-- Start Working data --
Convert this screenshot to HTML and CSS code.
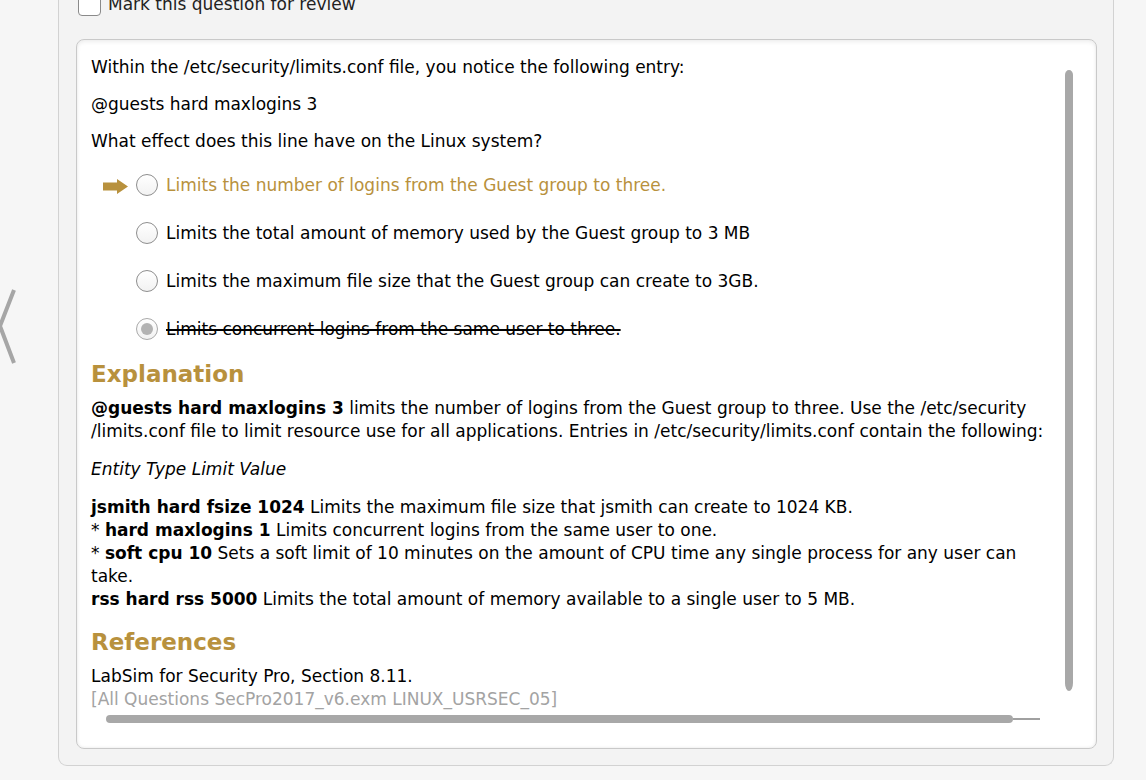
FILE: index.html
```html
<!DOCTYPE html>
<html>
<head>
<meta charset="utf-8">
<link rel="stylesheet" href="styles.css">
</head>
<body>
<div class="page">
  <div class="nav-prev">
    <svg class="chevron" width="20" height="80" viewBox="0 0 20 80"><polyline points="15,2 1,38 15,75" fill="none" stroke="#a6a6a6" stroke-width="4" stroke-linejoin="miter"/></svg>
  </div>
  <div class="panel">
    <label class="review">
      <span class="checkbox"></span>
      <span class="review-text">Mark this question for review</span>
    </label>
    <div class="card">
      <div class="scroll-area">
        <div class="content">
          <p class="q">Within the /etc/security/limits.conf file, you notice the following entry:</p>
          <p class="q">@guests hard maxlogins 3</p>
          <p class="q last">What effect does this line have on the Linux system?</p>
          <div class="options">
            <div class="option correct">
              <span class="marker"><svg width="25" height="15" viewBox="0 0 25 15"><path d="M0 3.5H14V0L25 7.5L14 15V11.5H0Z" fill="#b8913d"/></svg></span>
              <span class="radio"></span>
              <span class="opt-text">Limits the number of logins from the Guest group to three.</span>
            </div>
            <div class="option">
              <span class="marker"></span>
              <span class="radio"></span>
              <span class="opt-text">Limits the total amount of memory used by the Guest group to 3 MB</span>
            </div>
            <div class="option">
              <span class="marker"></span>
              <span class="radio"></span>
              <span class="opt-text">Limits the maximum file size that the Guest group can create to 3GB.</span>
            </div>
            <div class="option chosen">
              <span class="marker"></span>
              <span class="radio checked"></span>
              <span class="opt-text struck">Limits concurrent logins from the same user to three.</span>
            </div>
          </div>
          <h2 class="heading">Explanation</h2>
          <p class="para"><b>@guests hard maxlogins 3</b> limits the number of logins from the Guest group to three. Use the /etc/security<br>/limits.conf file to limit resource use for all applications. Entries in /etc/security/limits.conf contain the following:</p>
          <p class="para"><i>Entity Type Limit Value</i></p>
          <p class="para"><b>jsmith hard fsize 1024</b> Limits the maximum file size that jsmith can create to 1024 KB.<br>* <b>hard maxlogins 1</b> Limits concurrent logins from the same user to one.<br>* <b>soft cpu 10</b> Sets a soft limit of 10 minutes on the amount of CPU time any single process for any user can<br>take.<br><b>rss hard rss 5000</b> Limits the total amount of memory available to a single user to 5 MB.</p>
          <h2 class="heading refs">References</h2>
          <p class="ref">LabSim for Security Pro, Section 8.11.<br><span class="ref-id">[All Questions SecPro2017_v6.exm LINUX_USRSEC_05]</span></p>
        </div>
        <div class="vtrack"><div class="vthumb"></div></div>
      </div>
      <div class="hbar-row">
        <div class="hthumb"></div>
        <div class="hline"></div>
      </div>
    </div>
  </div>
</div>
</body>
</html>
```
FILE: styles.css
```css
html, body {
  margin: 0;
  padding: 0;
  height: 780px;
  overflow: hidden;
  background: #f6f6f6;
  font-family: "DejaVu Sans", Verdana, sans-serif;
  font-size: 17px;
  color: #000;
}

.page {
  display: flex;
  margin-top: -20px;
}

.nav-prev {
  width: 58px;
  flex: none;
}

.chevron {
  display: block;
  margin-top: 308px;
  margin-left: -1px;
}

.panel {
  width: 1056px;
  flex: none;
  box-sizing: border-box;
  background: #f3f3f3;
  border: 1px solid #d2d2d2;
  border-top: none;
  border-radius: 0 0 9px 9px;
  padding: 13px 16px 16px 17px;
}

.review {
  display: flex;
  align-items: center;
  height: 23px;
  padding-left: 2px;
}

.checkbox {
  width: 21px;
  height: 21px;
  border: 1px solid #8a8a8a;
  border-radius: 4px;
  background: #fff;
  flex: none;
}

.review-text {
  margin-left: 7px;
  font-size: 17px;
  color: #222;
  line-height: 23px;
}

.card {
  margin-top: 23px;
  height: 708px;
  background: #fff;
  border: 1px solid #c9c9c9;
  border-radius: 8px;
  box-shadow: inset 0 2px 4px rgba(0, 0, 0, 0.07), inset 0 -1px 3px rgba(0, 0, 0, 0.05);
  display: flex;
  flex-direction: column;
  overflow: hidden;
}

.scroll-area {
  display: flex;
  height: 675px;
  flex: none;
}

.content {
  flex: 1;
  padding: 16px 0 0 14px;
  overflow: hidden;
  white-space: nowrap;
}

p {
  margin: 0;
}

.q {
  line-height: 23px;
  margin-bottom: 14px;
}

.q.last {
  margin-bottom: 8px;
}

.options {
  margin-bottom: 6px;
}

.option {
  display: flex;
  align-items: center;
  height: 48px;
}

.marker {
  width: 37px;
  margin-right: 8px;
  display: flex;
  justify-content: flex-end;
  align-items: center;
  flex: none;
}

.marker svg {
  display: block;
  margin-top: 2px;
}

.radio {
  width: 20px;
  height: 20px;
  border: 1px solid #8e8e8e;
  border-radius: 50%;
  background: linear-gradient(#ffffff, #f2f2f2);
  flex: none;
  display: flex;
  align-items: center;
  justify-content: center;
}

.radio.checked {
  border-color: #a9a9a9;
}

.radio.checked::after {
  content: "";
  width: 12px;
  height: 12px;
  border-radius: 50%;
  background: #b3b3b3;
}

.opt-text {
  margin-left: 8px;
  line-height: 23px;
}

.option.correct .opt-text {
  color: #b8913d;
}

.struck {
  text-decoration: line-through;
  text-decoration-thickness: 1.5px;
}

.heading {
  margin: 0 0 8px;
  font-size: 23px;
  line-height: 30px;
  font-weight: bold;
  color: #b8913d;
}

.heading.refs {
  margin-top: 16px;
}

.para {
  line-height: 23px;
  margin-bottom: 15px;
}

.para:last-of-type {
  margin-bottom: 0;
}

.ref {
  line-height: 23px;
}

.ref-id {
  color: #a3a3a3;
}

.vtrack {
  width: 8px;
  margin: 30px 23px 0 12px;
  height: 621px;
  flex: none;
}

.vthumb {
  height: 100%;
  background: #a8a8a8;
  border-radius: 4px 4px 4px 4px / 5px 5px 8px 8px;
}

.hbar-row {
  display: flex;
  align-items: center;
  height: 8px;
  padding-left: 29px;
}

.hthumb {
  width: 907px;
  height: 8px;
  border-radius: 4px;
  background: #a8a8a8;
  flex: none;
}

.hline {
  width: 27px;
  height: 2px;
  background: #a0a0a0;
  flex: none;
}
```
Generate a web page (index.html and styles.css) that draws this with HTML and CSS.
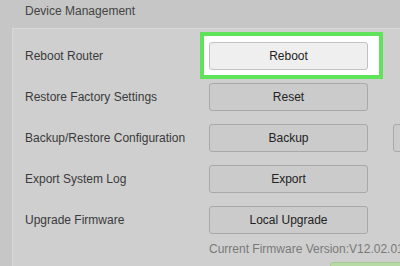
FILE: index.html
```html
<!DOCTYPE html>
<html lang="en">
  <head>
    <meta charset="UTF-8" />
    <meta name="viewport" content="width=device-width, initial-scale=1.0" />
    <title>Device Management</title>
    <link rel="stylesheet" href="styles.css">
  </head>
  <body>
    <div class="page">
      <h1 class="title">Device Management</h1>

      <div class="panel">
        <div class="row">
          <span class="label">Reboot Router</span>
          <div class="highlight">
            <button class="btn btn-light">Reboot</button>
          </div>
        </div>

        <div class="row">
          <span class="label">Restore Factory Settings</span>
          <button class="btn">Reset</button>
        </div>

        <div class="row">
          <span class="label">Backup/Restore Configuration</span>
          <button class="btn">Backup</button>
          <button class="btn">Restore</button>
        </div>

        <div class="row">
          <span class="label">Export System Log</span>
          <button class="btn">Export</button>
        </div>

        <div class="row">
          <span class="label">Upgrade Firmware</span>
          <button class="btn">Local Upgrade</button>
        </div>

        <div class="version">Current Firmware Version:V12.02.01</div>

        <div class="actions">
          <button class="btn btn-save">Save</button>
        </div>
      </div>
    </div>
  </body>
</html>
```

FILE: styles.css
```css
* {
  margin: 0;
  padding: 0;
  box-sizing: border-box;
}

html,
body {
  overflow: hidden;
}

body {
  font-family: "Liberation Sans", Arial, sans-serif;
  font-size: 12px;
  color: #3a3a3a;
  background: #c6c6c6;
  height: 266px;
}

.page {
  width: 560px;
}

.title {
  font-size: 12px;
  font-weight: normal;
  color: #444;
  line-height: 18px;
  height: 28px;
  padding: 2px 0 0 25px;
}

.panel {
  margin-left: 12px;
  background: #cfcfcf;
  border-top: 1px solid #d8d8d8;
  border-left: 1px solid #d8d8d8;
  padding: 6px 0 0 12px;
  height: 300px;
}

.row {
  display: flex;
  align-items: center;
  height: 41px;
}

.label {
  width: 184px;
  line-height: 14px;
  flex-shrink: 0;
}

.btn {
  width: 159px;
  height: 28px;
  flex-shrink: 0;
  font-family: "Liberation Sans", Arial, sans-serif;
  font-size: 12px;
  color: #222;
  background: #cbcbcb;
  border: 1px solid #a9a9a9;
  border-radius: 3px;
}

.btn + .btn {
  margin-left: 25px;
}

.btn-light {
  background: #efefef;
  border-color: #c2c2c2;
}

.highlight {
  position: relative;
  z-index: 0;
  display: flex;
}

.highlight::before {
  content: "";
  position: absolute;
  top: -10px;
  bottom: -9px;
  left: -9px;
  right: -15px;
  background: #ffffff;
  border: 4px solid #5ee35b;
  z-index: -1;
}

.version {
  margin: 2px 0 0 184px;
  line-height: 14px;
  color: #7a7a7a;
}

.actions {
  margin: 6px 0 0 305px;
}

.btn-save {
  background: #b7d9a3;
  border-color: #a6c993;
}
```
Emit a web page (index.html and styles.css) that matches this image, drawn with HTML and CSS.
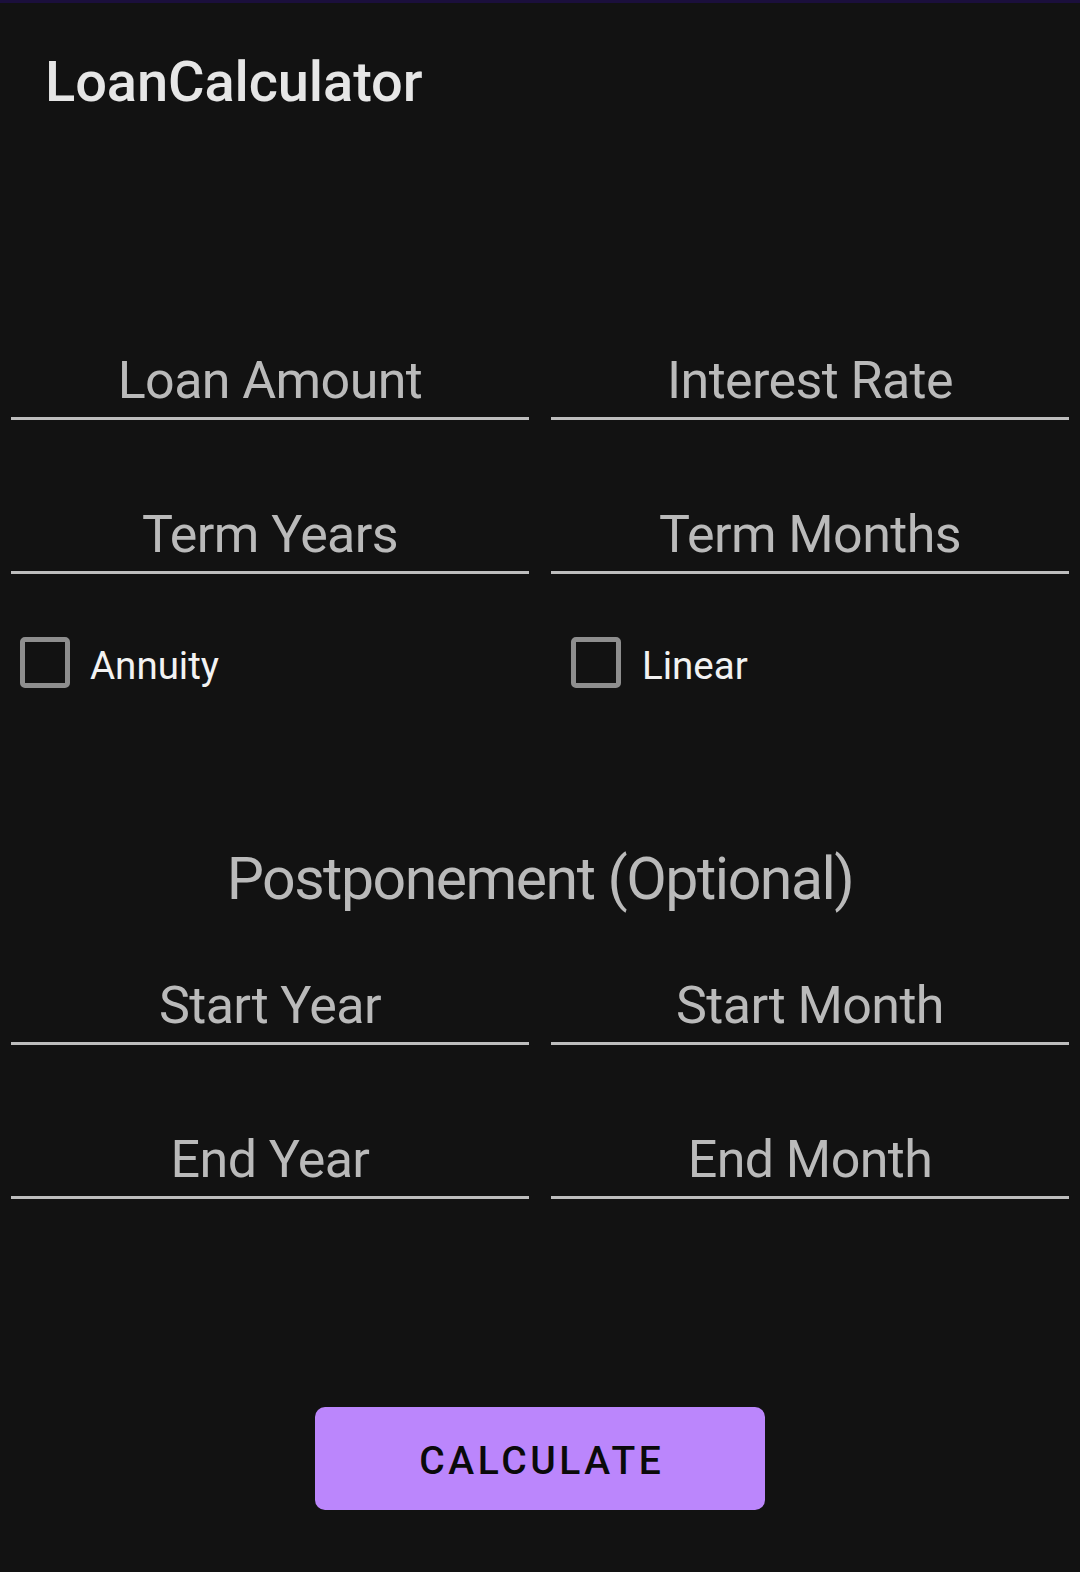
-- End Working data --
> _What the exercise asks_: In the entries above, find each line with the string "index" and copy it.

> _Answer to this problem_:
FILE: index.html
Generate a web page (index.html and styles.css) that draws this with HTML and CSS.
FILE: index.html
  z-index: 0;
  z-index: -1;
Emit a web page (index.html and styles.css) that matches this image, drawn with HTML and CSS.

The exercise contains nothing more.